Hal lain yang dijadikan titik tekan peningkatan produksi beras adalah kehadiran dan keberadaan para Penyuluh Pertanian lapangan. Adanya kebijakan untuk menambah jumlah Penyuluh Pertanian sekaligus dengan mengembalikan lagi status Penyuluh Pertanian menjadi Aparat Pemerintah Pusat dan tidak lagi menjadi Aparat Daerah, diharapkan akan meningkatkan kinerja mereka dalam melaksanaksn kegiatan Penyuluhan Pertanian.
Pertanyaan kritisnya adalah apa yang dapat kita lakukan seandainya produksi beras tetap terganggu karena adanya sergapsn iklim ekstrim dan cuaca yang tidak berpihak kepada para petani, semisal fenomena El Nino beberapa waktu lalu ? Bila tidak ada impor saat itu, dapat dipastikan kita akan mengalami “darurat beras” yang lrbih gawat.
Di tengah-tengah “darurat beras”, impor beras tampil sebagai dewa penolong kehidupan berbangsa, bernegara dan bermasyarakat.

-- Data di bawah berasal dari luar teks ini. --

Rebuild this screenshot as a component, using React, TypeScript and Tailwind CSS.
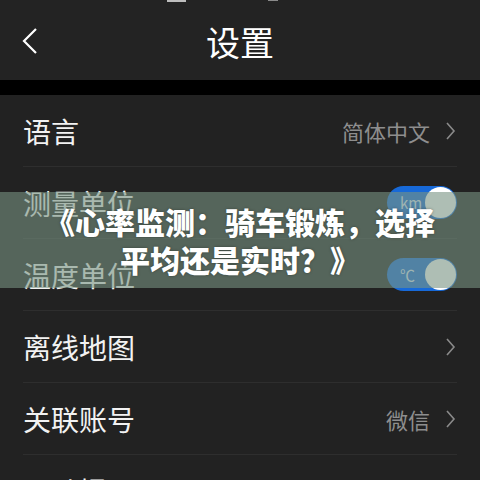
const Chevron = () => (
  <svg width="11" height="18" viewBox="0 0 11 18" fill="none" className="shrink-0">
    <polyline points="2,1 9,9 2,17" stroke="#8a8a8a" strokeWidth="1.6" fill="none" />
  </svg>
);

const Toggle = ({ label }: { label: string }) => (
  <div className="w-[70px] h-[33px] rounded-full bg-[#1769d8] flex items-center justify-between pl-[13px] pr-[1px]">
    <span className="text-[15px] text-[#d7e4f7] leading-none">{label}</span>
    <div className="w-[31px] h-[31px] rounded-full bg-white" />
  </div>
);

type Row = { label: string; value?: string; arrow?: boolean; toggle?: string };

const rows: Row[] = [
  { label: "语言", value: "简体中文", arrow: true },
  { label: "测量单位", toggle: "km" },
  { label: "温度单位", toggle: "℃" },
  { label: "离线地图", arrow: true },
  { label: "关联账号", value: "微信", arrow: true },
  { label: "运动提醒", arrow: true },
];

export default function App() {
  return (
    <div
      className="relative w-[480px] h-[480px] overflow-hidden bg-[#222222] text-white"
      style={{ fontFamily: '"Noto Sans CJK SC", "Noto Sans", sans-serif' }}
    >
      {/* status bar remnants */}
      <div className="absolute top-0 left-[167px] w-[19px] h-[2px] bg-[#bdbdbd]" />
      <div className="absolute top-0 left-[268px] w-[10px] h-[1px] bg-[#8a8a8a]" />

      <div className="h-[80px] bg-[#232323] grid grid-cols-[60px_1fr_60px] items-center">
        <div className="pl-[21px] pt-[2px]">
          <svg width="17" height="28" viewBox="0 0 17 28" fill="none">
            <polyline points="15,2 3,14 15,26" stroke="#ffffff" strokeWidth="2.2" fill="none" />
          </svg>
        </div>
        <div className="text-center text-[34px] leading-none pt-[4px]">设置</div>
        <div />
      </div>
      <div className="h-[15px] bg-black" />

      <div className="flex flex-col">
        {rows.map((r, i) => (
          <div key={i} className="px-[23px]">
            <div className="h-[72px] border-b border-[#2e2e2e] flex items-center justify-between">
              <span className="text-[28px] leading-none text-[#f2f2f2]">{r.label}</span>
              {r.toggle ? (
                <Toggle label={r.toggle} />
              ) : (
                <div className="flex items-center gap-[15px] pr-[1px]">
                  {r.value && <span className="text-[22px] leading-none text-[#8e8e8e]">{r.value}</span>}
                  {r.arrow && <Chevron />}
                </div>
              )}
            </div>
          </div>
        ))}
      </div>

      {/* overlay banner */}
      <div className="absolute left-0 top-[192px] w-[480px] h-[96px] bg-[rgba(120,147,130,0.6)] flex flex-col items-center justify-center">
        <div
          className="text-[30px] font-black leading-[38px] text-white text-center"
          style={{ textShadow: "0 0 3px rgba(0,0,0,0.35)" }}
        >
          <div>《心率监测：骑车锻炼，选择</div>
          <div>平均还是实时？》</div>
        </div>
      </div>
    </div>
  );
}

Bahan renungan kita bersama dari mana bangsa ini akan mendapatkan beras sekitar 4 juta ton beras, jika tidak melslui impor dari negara-negara sahabat yang dikenal sebagai produsen beras dunia.
Akhirnya, penting disampaikan kebijakan menyetop impor beras tshun ini telah bulat ditetapkan Pemerintah. Supaya tidak terkesan menelan ludah sendiri, Pemerintah harus berjuang keras untuk dapat menggenjot produksi beras setinggi-tingginya. Dengan beras berlimpah, kita tidak perlu was-was dengan tekad Pemerintah menyetop impor beras tersebut. Semestinya, memang demikian. Bangsa ini perlu terbebaskan dari impor beras.
(PENULIS, KETUA DEWAN PAKAR DPD HKTI JAWA BARAT).